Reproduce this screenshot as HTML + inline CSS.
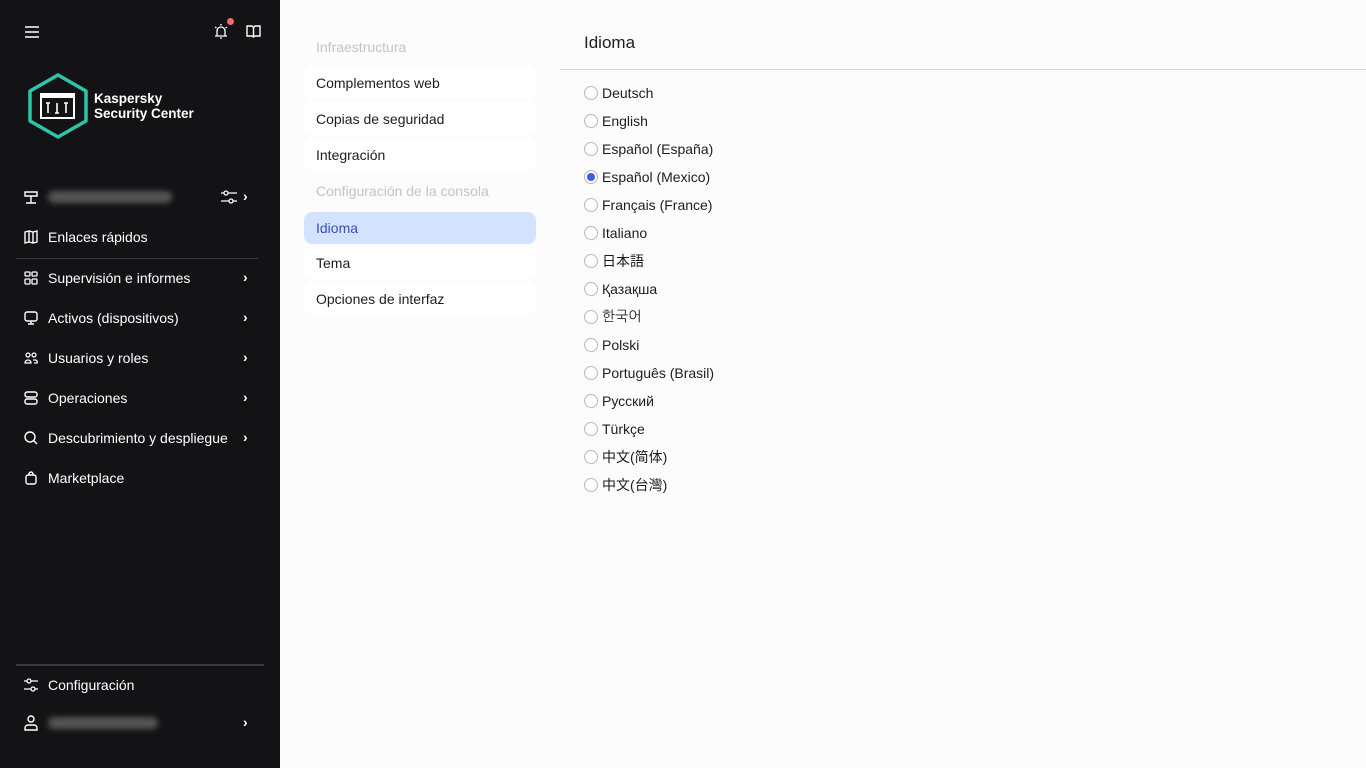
<!DOCTYPE html>
<html><head><meta charset="utf-8"><style>
*{margin:0;padding:0;box-sizing:border-box}
body{width:1366px;height:768px;overflow:hidden;background:#fcfcfc;font-family:"Liberation Sans","Noto Sans CJK JP",sans-serif;position:relative}
.sb{position:absolute;left:0;top:0;width:280px;height:768px;background:#131316;color:#fff}
.it{position:absolute;left:24px;height:20px;display:flex;align-items:center;font-size:14px;color:#fff}
.it svg{margin-right:10px}
.chev{position:absolute;left:243px;font-size:14px;font-weight:bold;color:#fff}
.blur{height:12px;background:#555;border-radius:6px;filter:blur(3px)}
.nav{position:absolute;left:304px;width:232px;height:32px;border-radius:8px;background:#fff;font-size:14px;color:#1d1d1f;padding-left:12px;line-height:32px}
.cap{position:absolute;left:316px;font-size:14px;color:#c4c4c6}
.r{position:absolute;left:584px;height:20px;display:flex;align-items:center;font-size:14px;color:#1d1d1f}
.r i{width:14px;height:14px;border:1px solid #b8b8bc;border-radius:50%;margin-right:4px;background:#fff;display:inline-block;position:relative}
.r i.on:after{content:"";position:absolute;left:2px;top:2px;width:8px;height:8px;border-radius:50%;background:#3c5ee6}
</style></head><body>
<div class="sb">
<svg style="position:absolute;left:25px;top:26px" width="14" height="12"><path d="M0 1h14M0 6h14M0 11h14" stroke="#fff" stroke-width="1.5"/></svg>
<svg style="position:absolute;left:213px;top:23px" width="16" height="16" fill="none" stroke="#fff" stroke-width="1.3"><path d="M4 13V8a4 4 0 018 0v5M2 13h12M7 15h2M2 4l1.5 1M14 4l-1.5 1M8 1v1.5"/></svg>
<div style="position:absolute;left:227px;top:18px;width:7px;height:7px;border-radius:50%;background:#f46a6a"></div>
<svg style="position:absolute;left:246px;top:25px" width="15" height="13" fill="none" stroke="#fff" stroke-width="1.4"><path d="M1 1h5l1.5 1.5L9 1h5v10H9l-1.5 1L6 11H1zM7.5 2.5V12"/></svg>
<svg style="position:absolute;left:27px;top:73px" width="62" height="66"><polygon points="31,2 59,18 59,48 31,64 3,48 3,18" fill="none" stroke="#2ec4a7" stroke-width="3.5" stroke-linejoin="round"/><rect x="14" y="21" width="33" height="24" fill="none" stroke="#fff" stroke-width="2"/><rect x="14" y="21" width="33" height="4" fill="#fff"/><path d="M21 30v10M19 30h4M30 30v10M28 40h4M39 30v10M37 30h4" stroke="#fff" stroke-width="1.6"/></svg>
<div style="position:absolute;left:94px;top:91px;font-size:13.5px;font-weight:bold;line-height:15px">Kaspersky<br>Security Center</div>
<div class="it" style="top:187px"><svg width="14" height="14" fill="none" stroke="#fff" stroke-width="1.4"><path d="M1 2h12v4H1zM7 6v7M2 13h10"/></svg><div class="blur" style="width:124px"></div></div>
<svg style="position:absolute;left:221px;top:190px" width="16" height="14" fill="none" stroke="#fff" stroke-width="1.3"><path d="M0 3h16M0 11h16"/><circle cx="5" cy="3" r="2" fill="#131316"/><circle cx="10" cy="11" r="2" fill="#131316"/></svg>
<div class="chev" style="top:188px">›</div>
<div class="it" style="top:227px"><svg width="14" height="14" fill="none" stroke="#fff" stroke-width="1.4"><path d="M1 2l4-1 4 1 4-1v11l-4 1-4-1-4 1zM5 1v11M9 2v11"/></svg>Enlaces rápidos</div>
<div style="position:absolute;left:16px;top:258px;width:242px;height:1px;background:#3a3a3e"></div>
<div class="it" style="top:268px"><svg width="14" height="14" fill="none" stroke="#fff" stroke-width="1.3"><rect x="1" y="1" width="5" height="4" rx="1"/><rect x="8" y="1" width="5" height="4" rx="1"/><rect x="1" y="8" width="5" height="5" rx="1"/><rect x="8" y="8" width="5" height="5" rx="1"/></svg>Supervisión e informes</div><div class="chev" style="top:269px">›</div>
<div class="it" style="top:308px"><svg width="14" height="14" fill="none" stroke="#fff" stroke-width="1.4"><rect x="1" y="1" width="12" height="9" rx="2"/><path d="M7 10v3M4 13h6"/></svg>Activos (dispositivos)</div><div class="chev" style="top:309px">›</div>
<div class="it" style="top:348px"><svg width="14" height="14" fill="none" stroke="#fff" stroke-width="1.3"><circle cx="4" cy="4" r="2"/><circle cx="10" cy="4" r="2"/><path d="M1 12a3 3 0 016 0zM9 9h2a2 2 0 012 3h-3"/></svg>Usuarios y roles</div><div class="chev" style="top:349px">›</div>
<div class="it" style="top:388px"><svg width="14" height="14" fill="none" stroke="#fff" stroke-width="1.4"><rect x="1" y="1" width="12" height="5" rx="2"/><rect x="1" y="8" width="12" height="5" rx="2"/></svg>Operaciones</div><div class="chev" style="top:389px">›</div>
<div class="it" style="top:428px"><svg width="14" height="14" fill="none" stroke="#fff" stroke-width="1.4"><circle cx="6" cy="6" r="5"/><path d="M9.5 9.5L13 13"/></svg>Descubrimiento y despliegue</div><div class="chev" style="top:429px">›</div>
<div class="it" style="top:468px"><svg width="14" height="14" fill="none" stroke="#fff" stroke-width="1.4"><rect x="2" y="4" width="10" height="9" rx="2"/><path d="M5 4V3a2 2 0 014 0v1"/></svg>Marketplace</div>
<div style="position:absolute;left:16px;top:664px;width:248px;height:2px;background:#3a3a3e"></div>
<div class="it" style="top:675px"><svg width="14" height="14" fill="none" stroke="#fff" stroke-width="1.3"><path d="M0 3h14M0 11h14"/><circle cx="5" cy="3" r="2" fill="#131316"/><circle cx="9" cy="11" r="2" fill="#131316"/></svg>Configuración</div>
<div class="it" style="top:713px"><svg width="14" height="16" fill="none" stroke="#fff" stroke-width="1.4"><circle cx="7" cy="4" r="3"/><path d="M1 15v-2a3 3 0 013-3h6a3 3 0 013 3v2z"/></svg><div class="blur" style="width:110px"></div></div><div class="chev" style="top:714px">›</div>
</div>
<div class="cap" style="top:39px">Infraestructura</div>
<div class="nav" style="top:67px">Complementos web</div>
<div class="nav" style="top:103px">Copias de seguridad</div>
<div class="nav" style="top:139px">Integración</div>
<div class="cap" style="top:183px">Configuración de la consola</div>
<div class="nav" style="top:212px;background:#d3e2fe;color:#3b4fb8">Idioma</div>
<div class="nav" style="top:247px">Tema</div>
<div class="nav" style="top:283px">Opciones de interfaz</div>
<div style="position:absolute;left:584px;top:33px;font-size:17px;color:#1d1d1f">Idioma</div>
<div style="position:absolute;left:560px;top:69px;width:806px;height:1px;background:#d4d4d6"></div>
<div class="r" style="top:83px"><i></i>Deutsch</div>
<div class="r" style="top:111px"><i></i>English</div>
<div class="r" style="top:139px"><i></i>Español (España)</div>
<div class="r" style="top:167px"><i class="on"></i>Español (Mexico)</div>
<div class="r" style="top:195px"><i></i>Français (France)</div>
<div class="r" style="top:223px"><i></i>Italiano</div>
<div class="r" style="top:251px"><i></i>日本語</div>
<div class="r" style="top:279px"><i></i>Қазақша</div>
<div class="r" style="top:307px"><i></i><span style="font-family:'NanumGothic','Noto Sans CJK KR',sans-serif">한국어</span></div>
<div class="r" style="top:335px"><i></i>Polski</div>
<div class="r" style="top:363px"><i></i>Português (Brasil)</div>
<div class="r" style="top:391px"><i></i>Русский</div>
<div class="r" style="top:419px"><i></i>Türkçe</div>
<div class="r" style="top:447px"><i></i>中文(简体)</div>
<div class="r" style="top:475px"><i></i><span style="font-family:'Liberation Sans','Noto Sans CJK TC',sans-serif">中文(台灣)</span></div>
</body></html>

▶ _Short problem_
Track down every line with the word "inline" and copy it.

▶ _Result of this task_
Reproduce this screenshot as HTML + inline CSS.
.r i{width:14px;height:14px;border:1px solid #b8b8bc;border-radius:50%;margin-right:4px;background:#fff;display:inline-block;position:relative}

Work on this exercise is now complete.